Practical Implementation Example

retry-service.ts

interface RetryConfig {
  maxAttempts: number;
  baseDelay: number;
  maxDelay: number;
  backoffMultiplier: number;
  jitter: boolean;
}

class RetryService {
  async executeWithRetry<T>(
    operation: () => Promise<T>,
    config: RetryConfig,
    isRetryable: (error: Error) => boolean = () => true
  ): Promise<T> {
    let lastError: Error;
    
    for (let attempt = 1; attempt <= config.maxAttempts; attempt++) {
      try {
        return await operation();
      } catch (error) {
        lastError = error as Error;
        
        // Don't retry if error is not transient
        if (!isRetryable(lastError)) {
          throw error;
        }
        
        // Last attempt failed
        if (attempt === config.maxAttempts) {
          break;
        }
        
        // Calculate delay with exponential backoff
        const delay = this.calculateDelay(attempt, config);
        console.warn(`Attempt ${attempt} failed. Retrying in ${delay}ms...`);
        await this.sleep(delay);
      }
    }
    
    throw new Error(`Operation failed after ${config.maxAttempts} attempts: ${lastError.message}`);
  }
  
  private calculateDelay(attempt: number, config: RetryConfig): number {
    let delay = config.baseDelay * Math.pow(config.backoffMultiplier, attempt - 1);
    delay = Math.min(delay, config.maxDelay);
    
    // Add jitter to avoid thundering herd
    if (config.jitter) {
      delay = delay * (0.5 + Math.random() * 0.5);
    }
    
    return Math.floor(delay);
  }
  
  private sleep(ms: number): Promise<void> {
    return new Promise(resolve => setTimeout(resolve, ms));
  }
}

// Usage with external API
const retryService = new RetryService();
const config: RetryConfig = {
  maxAttempts: 5,
  baseDelay: 1000,
  maxDelay: 30000,
  backoffMultiplier: 2,
  jitter: true
};

const isNetworkError = (error: Error) => 
  error.message.includes('ECONNRESET') || 
  error.message.includes('ETIMEDOUT');

const data = await retryService.executeWithRetry(
  () => fetch('https://api.example.com/data').then(r => r.json()),
  config,
  isNetworkError
);

Effective Implementation

Identify candidate operations: network calls, database queries, external service access
Classify errors as transient (timeout, 503, connection loss) and permanent (401, 404, validation errors)
Define appropriate backoff strategy: exponential with jitter for most cases, linear for specific scenarios
Configure appropriate limits: 3-5 attempts for critical operations, progressive timeouts for each attempt
Implement comprehensive observability: structured logs, retry rate metrics, alerts on abnormal failure rates
Ensure operation idempotency or use deduplication identifiers for repeated requests
Test failure scenarios with chaos engineering to validate behavior under load

Production Tip

Combine the Retry Pattern with Circuit Breaker to avoid overloading an already failing service.

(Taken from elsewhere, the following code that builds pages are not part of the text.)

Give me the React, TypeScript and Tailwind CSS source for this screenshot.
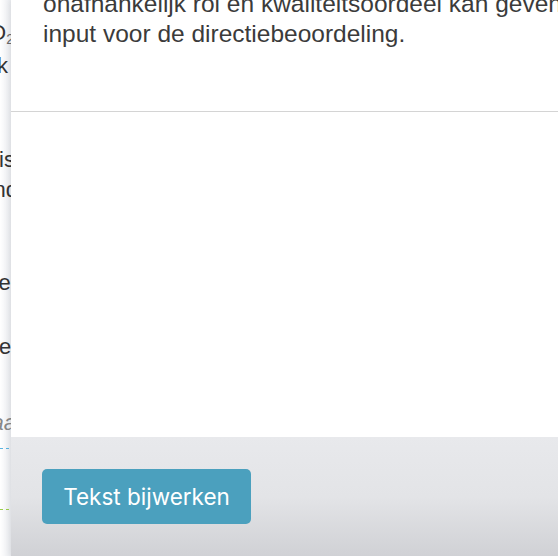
import React from "react";

const font = { fontFamily: '"Liberation Sans", Arial, sans-serif' };

function Frag({ children, className = "" }: { children: React.ReactNode; className?: string }) {
  return (
    <div className={"flex justify-end whitespace-nowrap leading-[30px] " + className}>
      <span>{children}</span>
    </div>
  );
}

export default function App() {
  return (
    <div className="w-[558px] h-[556px] flex overflow-hidden bg-white" style={font}>
      <div className="w-[11px] shrink-0 h-full overflow-hidden bg-gradient-to-r from-white to-[#e9ebef] text-[#333] text-[22px] flex flex-col">
        <Frag className="mt-[18px] mr-[-3px]">
          CO<sub className="text-[14px] text-[#666]">2</sub>
        </Frag>
        <Frag className="mt-[3px] mr-[3px]">k</Frag>
        <Frag className="mt-[64px] mr-[-4px]">is</Frag>
        <Frag className="mr-[-7px]">nd</Frag>
        <Frag className="mt-[63px] mr-[-7px]">er</Frag>
        <Frag className="mt-[34px] mr-[-5px]">el</Frag>
        <Frag className="mt-[46px] mr-[-5px] italic text-[#888]">aa</Frag>
        <div className="mt-[10px] w-[9px] border-t border-dashed border-[#5ab4e0]" />
        <div className="mt-[60px] w-[9px] border-t border-dashed border-[#9acd4a]" />
      </div>
      <div className="flex-1 flex flex-col h-full bg-white shadow-[-2px_0_6px_rgba(0,0,0,0.06)]">
        <div className="h-[112px] border-b border-[#d4d4d4] overflow-hidden">
          <p className="mt-[-11px] pl-[32px] text-[24.5px] leading-[30px] text-[#3b3b3b] whitespace-nowrap">
            onafhankelijk rol en kwaliteitsoordeel kan geven
            <br />
            input voor de directiebeoordeling.
          </p>
        </div>
        <div className="flex-1" />
        <div className="h-[119px] bg-gradient-to-b from-[#e8e9ec] via-[#e3e4e7] to-[#d0d1d5] pt-[32px] pl-[31px]">
          <button
            className="w-[209px] h-[55px] rounded-[5px] bg-[#4ba0be] text-white text-[22.5px]"
            style={{ fontFamily: 'Inter, "Open Sans", sans-serif' }}
          >
            Tekst bijwerken
          </button>
        </div>
      </div>
    </div>
  );
}
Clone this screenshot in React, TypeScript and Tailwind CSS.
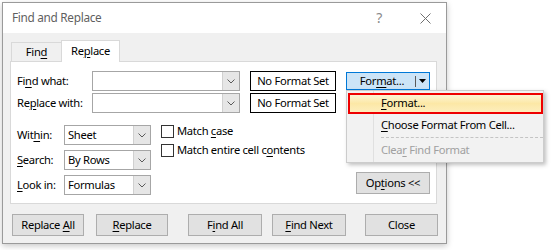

After 3-5 consecutive failed attempts, open the circuit for 30-60 seconds before retrying. Always add jitter (random variance of ±50%) to delays to prevent all clients from retrying simultaneously after a widespread outage (thundering herd problem).

Tools and Libraries

Polly (.NET): comprehensive resilience library with retry, circuit breaker, timeout and fallback
resilience4j (Java): lightweight framework inspired by Hystrix with native retry pattern support
axios-retry (JavaScript): plugin for axios enabling configurable retries on HTTP requests
Tenacity (Python): general-purpose retry library with multiple backoff strategies
AWS SDK: integrated automatic retry with exponential backoff for all AWS services
Istio/Envoy: automatic retry at service mesh level with declarative configuration

The Retry Pattern constitutes an essential foundation for building resilient systems in distributed environments. By intelligently managing transient failures, it directly improves user-perceived availability while reducing operational costs related to incidents and manual interventions. Its judicious implementation, combined with other resilience patterns, transforms fragile architectures into robust systems capable of maintaining high service levels despite the inherent instability of modern cloud infrastructures.